10.21.2007

Getting my groove back

So a funny thing has happened over the past two weeks. After my last post, I found myself battling some of the same feelings that I had addressed: Med school sucking, wondering why I would ever put myself through this, wondering what my motivation in all of this is, etc. The motivation problem is what has come to the forefront of my mind as of late. I just can't seem to come up with a single concrete answer other than the $94,000 that I've racked up in debt over the past year and a half.

Is it for my family? No, my parents are proud of me no matter what. Is it for my kids? No, I probably wont have them for a while thanks to the inter-state relationship that I'm in for the foreseeable future. Am I doing this for me then???

At one point, somewhere back in the application process, I was doing this for me, to give myself a solid career where I wouldn't just be a cog in the wheel of industry like my father and brothers, merely making a product to make a paycheck. I would much rather a career where I could look back at the end of every week of work and see that the hours of my life that I am investing into my career had a positive impact on the lives of others...and be compensated for my skills and time.

Well, I wish the naive younger version of me had known the sacrifices he'd be making in the near future for that fulfilling career and decent paycheck. I look at other people my age that are traveling the world in their free time, keeping themselves healthy at the gym, starting their marriages, starting their families, broadening their social networks, finding their niches in careers and generally living life.

And then I look in the mirror and see my life, filled with sitting in front of a couple of books, in a small group discussing that pile of books or in an auditorium listening to the highlights of those books. No impact on other people, nothing but the same 200 faces day in and day out, the same books day in day out, nothing to look back on at the end of the week to say to myself "wow, I actually contributed to humanity today."

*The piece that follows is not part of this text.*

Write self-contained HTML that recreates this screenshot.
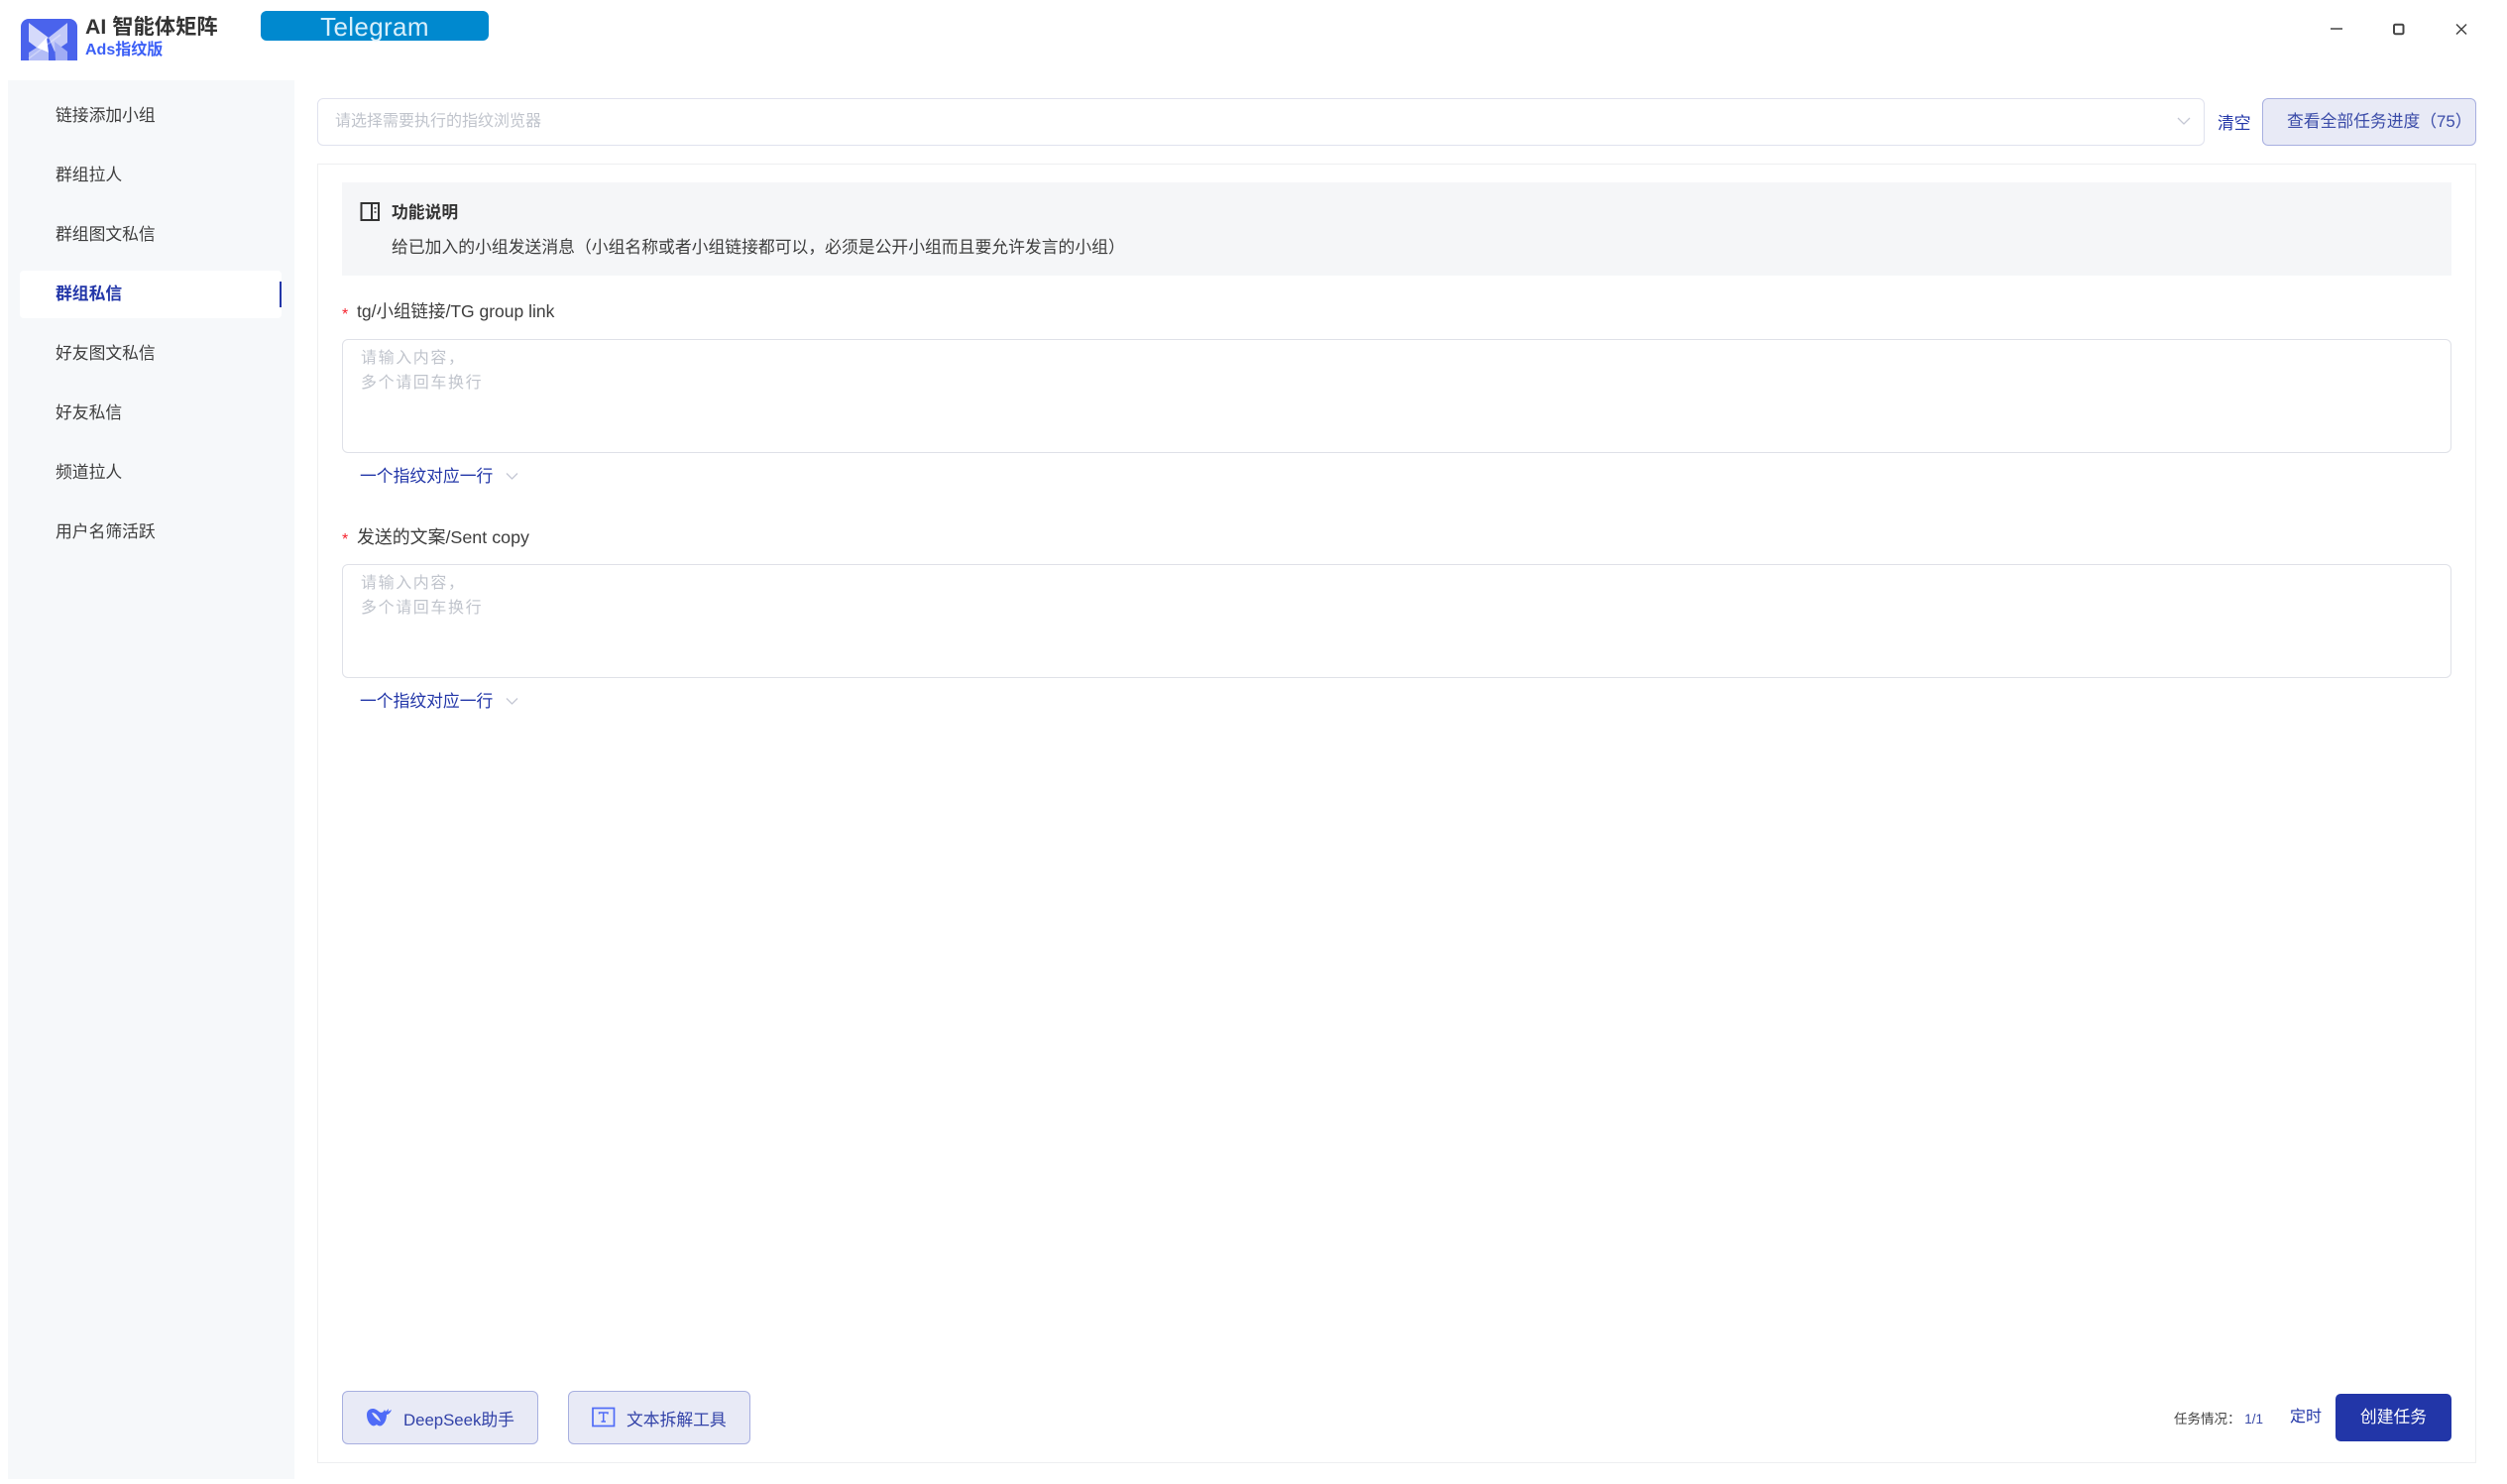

I think the lack of a rewarding feeling in the pursuit that I spend the majority of my time in is the worst part of this whole process. I'm literally working my butt off, spending weeks of my life glued to a chair for nothing but a number on a piece of paper...ok so couple of numbers (Exams, USMLE, Clinical Evals and shelf exams, Deans letter, interviews and the actual match). My life for the next 3 years is lined up for me and I feel like a cog, just what I wanted to avoid... pointless, unrelenting, unrewarding toil.

Like I've said a couple of times now: It's hard to look past all of this to the actual practice of medicine when your head is burried in the pages of a book and won't be coming out for some time now.